WHEN, if ever, will we be free from lockdown restrictions to our lives? Almost before the paint had dried on Boris Johnson’s proclaimed Freedom Day the panic about unmasking the public began.
As usual, the First Minister put the brakes on, pronouncing that, “Many of the baseline measures we use – things like face coverings, physical distancing, rigorous hand hygiene…are going to continue”.
In England, the right-thinking set denounced the freeing of faces as a form of selfishness. Some condemned the abandonment of masks as a “dangerous, unethical medical experiment”. Hinting at the preferred new normal, others expressed their disbelief that we had even accepted a world where we “breathed and snorted and coughed over each other”.
Increasing cases of Covid continue to hit the headlines and talk of a crisis in hospitals has accelerated. Ironically, much of this talk bypasses the reality that most of the problems faced come not from the dangerousness of the virus itself, but from the collapsing staff numbers available due to the enforced self-isolation for anyone who has come into contact with someone with the disease.
Self-isolation, however, as a recent report observes, is not simply associated with Covid, but has become a wider social problem, especially for young adults. According to the right-of-centre think-tank, Onward, young people in the UK are facing an epidemic of loneliness, something that has only been made worse by lockdown restrictions.
Identifying a wider social trend, this latest research reveals that a fifth of under 35-year-olds have only one or no close friends. This epidemic of loneliness is three times as pronounced as a decade ago. Millennials are not only more distant from one another but are also far less likely to chat to neighbours. They lack, the report notes, the community roots of previous generations, something that “if left unattended, will erode the glue that holds our society together”.
In this world where young adults have, “fewer friends, trust people less and are more alienated from their communities than ever before”, we find another report, this one for the Economist, that notes that a significant minority of people, especially young people, want to keep aspects of the lockdown forever.
Remarkably, this Ipso Mori report found that a third of those asked were happy to have social distancing in public venues become a permanent feature of life and a quarter were happy for nightclubs and casinos to be closed down, forever. And it is the young, those aged 16 to 24 who are the most keen for these restrictions, with forty percent wanting to close down clubs!
READ MORE: Health and safety obsessed politicians can't beat coronavirus. Opinion by Stuart Waiton
Today, we rightly look back at times when the “fear of the other” degraded society and led to a period of repression for certain groups in society.
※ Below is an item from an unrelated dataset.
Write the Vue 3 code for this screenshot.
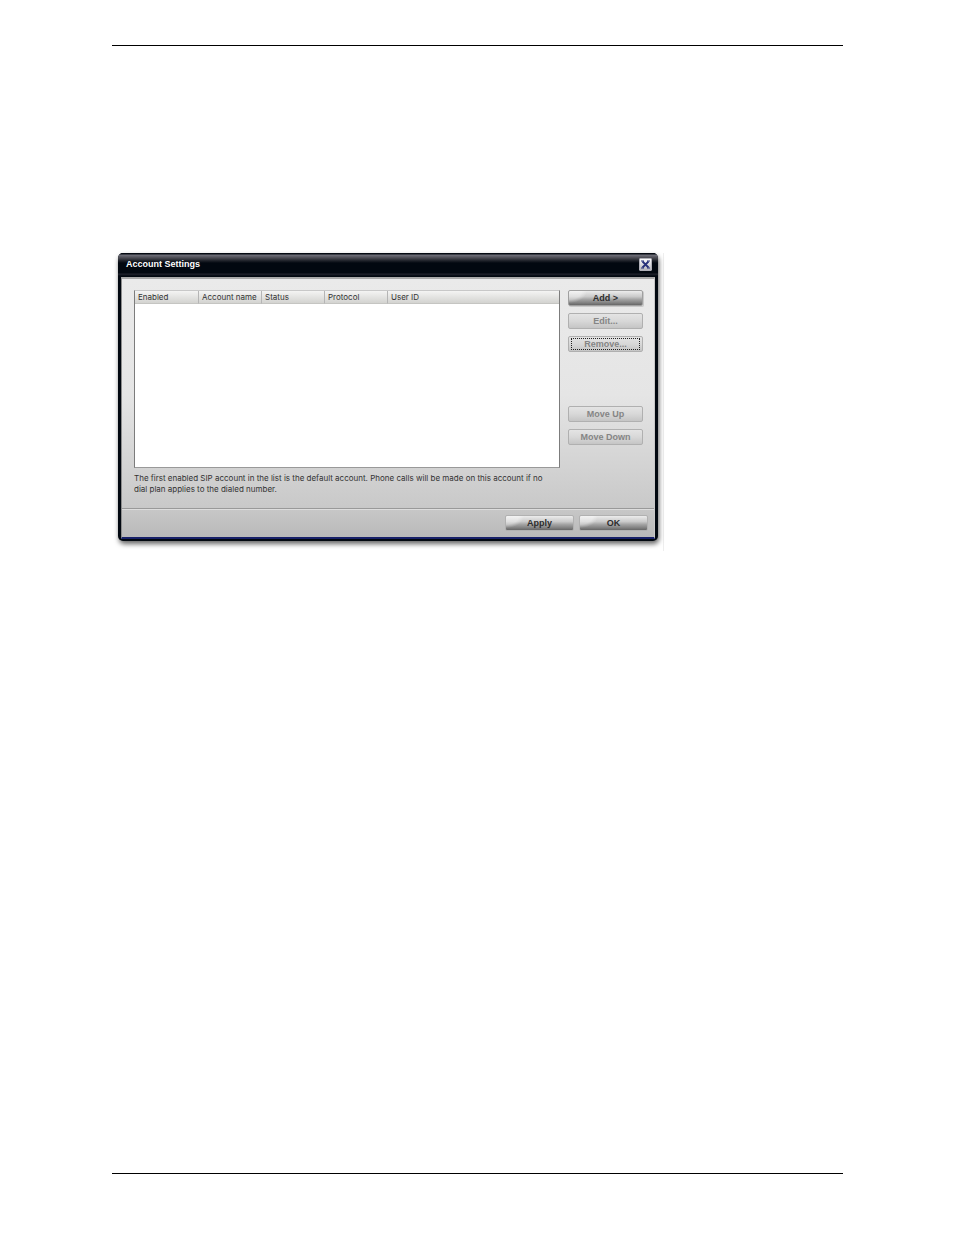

But we appear not to notice that a new, far more significant fear of the other has grown and is now promoted as a form of moral code by our right-thinking betters.
Tragically, over the last few decades, the new elites have become addicted to a diseased model of society, one in which fear, safety and a culture of protection has become the norm, the good, a strange moral code that elevates a consciousness of self-isolation.
Within this climate of protection, young people have learned to keep their distance from others and have equally learned that freedom is something that needs to be managed and regulated, whether that be by covering other people’s mouths for fear of what they say, or now, covering our mouths for fear of what we breathe.
Those who celebrate indefinite mask wearing attempt to elevate their moral goodness. The reality is that they express well the new isolated elitism that instinctively treats other people as a form of risk, as diseased.
This anti-mass, anti-‘other’ sentiment is not a new form of sociability, it is the opposite, an expression of our asocial elites, who, if left unattended, will further erode the glue that holds our society together.